Summary of main findings and recommendations from an analysis of SCRs

The Department for Education has published Pathways to harm, pathways to protection: a triennial analysis of serious case reviews 2011 to 2014 (PDF), an analysis of serious case reviews (SCRs) relating to incidents from April 2011 to March 2014.

This is the 5th in a series of studies of SCRs in England, dating back to 2003-2005, which have all been carried out by the same team of researchers at the Universities of East Anglia and Warwick.

As well as identifying themes and trends from the 293 SCRs under consideration, this report looks at the context of learning from SCRs over the last 10 years.

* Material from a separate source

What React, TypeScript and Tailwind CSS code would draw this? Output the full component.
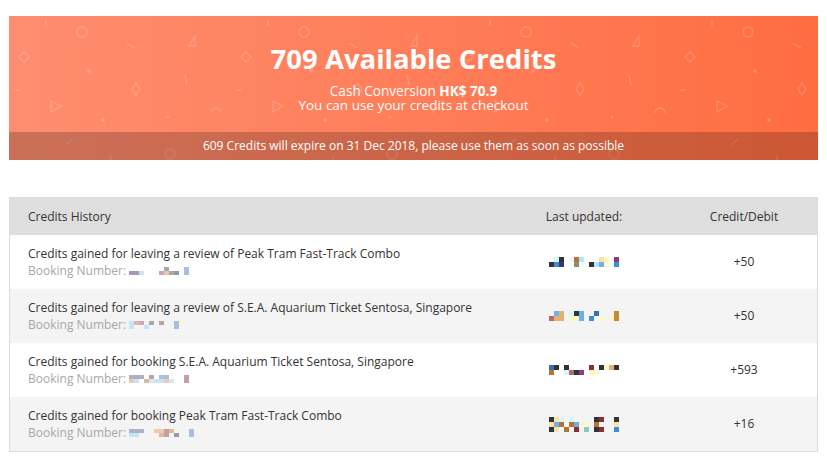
import React from "react";

const PAL: Record<string, string> = {
  k: "#333333",
  c: "#d4f7fb",
  C: "#aee8fb",
  b: "#3a8fd6",
  n: "#2f3a78",
  o: "#b87333",
  g: "#8a9070",
  y: "#fdf7cc",
  Y: "#fde0a5",
  p: "#8e3a78",
  P: "#8e3a9a",
  r: "#8a3030",
  R: "#b06b6b",
  l: "#6eb0ea",
  B: "#3a6fb0",
  O: "#c88a35",
  e: "#e8b070",
  t: "#88c8c8",
  w: "#eef8f8",
  a: "#a898b8",
  q: "#c8e4f4",
  m: "#c8a8c0",
  f: "#f2c8a8",
  h: "#a8a8a8",
  s: "#9898a8",
  L: "#a8c0e0",
  u: "#e0b8a0",
  v: "#c0a0a0",
  z: "#b0b0c4",
  x: "#d8e8f8",
};

function Pix({ rows, cw = 5, ch = 5 }: { rows: string[]; cw?: number; ch?: number }) {
  return (
    <div className="flex flex-col">
      {rows.map((r, i) => (
        <div key={i} className="flex">
          {r.split("").map((c, j) => (
            <div
              key={j}
              style={{ width: cw, height: ch, background: c === "." ? "transparent" : PAL[c] }}
            />
          ))}
        </div>
      ))}
    </div>
  );
}

const rows = [
  {
    title: "Credits gained for leaving a review of Peak Tram Fast-Track Combo",
    booking: [".......h...L", "aaq...mfhs.L"],
    date: [".ck.woC...Yy.p", "kbn..gw.kCly.b"],
    value: "+50",
  },
  {
    title: "Credits gained for leaving a review of S.E.A. Aquarium Ticket Sentosa, Singapore",
    booking: ["qum.h.v..Ly", "q..q.....L."],
    date: [".le.ckl..B...O", "Ree.yyl.bwy.yO"],
    value: "+50",
  },
  {
    title: "Credits gained for booking S.E.A. Aquarium Ticket Sentosa, Singapore",
    booking: ["zzz.v.LL...v", "fq.uxqqfx..v"],
    date: ["Bk.k....r.kyek", "o..cRkP.yy...."],
    value: "+593",
  },
  {
    title: "Credits gained for booking Peak Tram Fast-Track Combo",
    booking: ["zzz..ffvu...L", "qq....uv.s..L"],
    date: ["kYc.c....kr..k", "Ylo.olyy.o...Y", "kYwo.r.t.kr..b"],
    value: "+16",
  },
];

function Pattern() {
  return (
    <svg className="absolute inset-0 h-full w-full" aria-hidden>
      <defs>
        <pattern id="confetti" width="222" height="150" patternUnits="userSpaceOnUse">
          <g fill="none" stroke="rgba(255,255,255,0.18)" strokeWidth="1.3">
            <line x1="37" y1="4" x2="37" y2="10" />
            <circle cx="73" cy="16" r="5" />
            <path d="M186 20 L186 30 L180 30 Z" />
            <line x1="118" y1="27" x2="126" y2="32" />
            <path d="M15 36 L20 41 L15 46 L10 41 Z" />
            <line x1="176" y1="59" x2="178" y2="69" />
            <path d="M127 67 L131 73 L127 79 L123 73 Z" />
            <line x1="5" y1="74" x2="11" y2="74" />
            <path d="M42 85 L52 90 L42 96 Z" />
            <path d="M202 97 A5 5 0 0 1 212 97" />
            <line x1="56" y1="129" x2="63" y2="123" />
            <circle cx="161" cy="138" r="5" />
            <line x1="102" y1="139" x2="102" y2="147" />
          </g>
          <g fill="rgba(255,255,255,0.18)">
            <circle cx="80" cy="55" r="2" />
            <circle cx="94" cy="104" r="2" />
            <circle cx="159" cy="101" r="1.3" />
          </g>
        </pattern>
      </defs>
      <rect width="100%" height="100%" fill="url(#confetti)" />
    </svg>
  );
}

export default function App() {
  return (
    <div
      className="min-h-[465px] w-full bg-white px-[9px] pt-4 text-[12px] text-[#333]"
      style={{ fontFamily: '"Open Sans", "Noto Sans", Arial, sans-serif' }}
    >
      <div className="relative h-[144px] overflow-hidden bg-gradient-to-r from-[#fe8d6f] to-[#ff6d41] text-white">
        <Pattern />
        <div className="relative flex h-[116px] flex-col items-center pt-[25px]">
          <div className="text-[27.5px] font-bold leading-[36px]">709 Available Credits</div>
          <div className="mt-[6px] text-[13.6px] leading-[15px]">
            Cash Conversion <span className="font-bold">HK$ 70.9</span>
          </div>
          <div className="text-[13.5px] leading-[15px]">You can use your credits at checkout</div>
        </div>
        <div className="relative flex h-[28px] items-center justify-center bg-black/20">
          609 Credits will expire on 31 Dec 2018, please use them as soon as possible
        </div>
      </div>

      <div className="mt-[37px] border border-[#dcdcdc]">
        <div className="flex h-[37px] items-center bg-[#dedede]">
          <div className="flex-1 pl-[18px]">Credits History</div>
          <div className="w-[174px] text-center">Last updated:</div>
          <div className="w-[146px] text-center">Credit/Debit</div>
        </div>
        {rows.map((r, i) => (
          <div
            key={i}
            className={`flex h-[54px] items-center ${i % 2 === 1 ? "bg-[#f4f4f4]" : "bg-white"}`}
          >
            <div className="flex flex-1 flex-col pl-[18px]">
              <div className="leading-[17px]">{r.title}</div>
              <div className="flex items-center leading-[17px] text-[#a8a8a8]">
                <span>Booking Number:</span>
                <span className="ml-[3px]">
                  <Pix rows={r.booking} cw={5} ch={4} />
                </span>
              </div>
            </div>
            <div className="flex w-[174px] justify-center">
              <Pix rows={r.date} />
            </div>
            <div className="w-[146px] text-center">{r.value}</div>
          </div>
        ))}
      </div>
    </div>
  );
}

The child protection system

  • Once a child is known to be in need of protection the system is, on the whole, working well. However there are pressure points at the boundaries into and out of the child protection system.
  • The number of SCRs carried out since 2012 has increased but this has been in the context of a steady increase in child protection activity.
  • It is important to note that for many children harm was suffered in spite of good work being done to protect them.

Pathways to harm

  • Practitioners should explore all potential cumulative risks to the child. These include:
    • the characteristics and backgrounds of family members
    • awareness of how children are vulnerable at different ages
    • environmental circumstances.
  • The impact of domestic abuse on all family members is highlighted, particularly the effects of coercive control. Some behaviours which may appear inconsistent and potentially harmful can be understood very differently when appraised in the light of coercive control and professionals need to be aware of this.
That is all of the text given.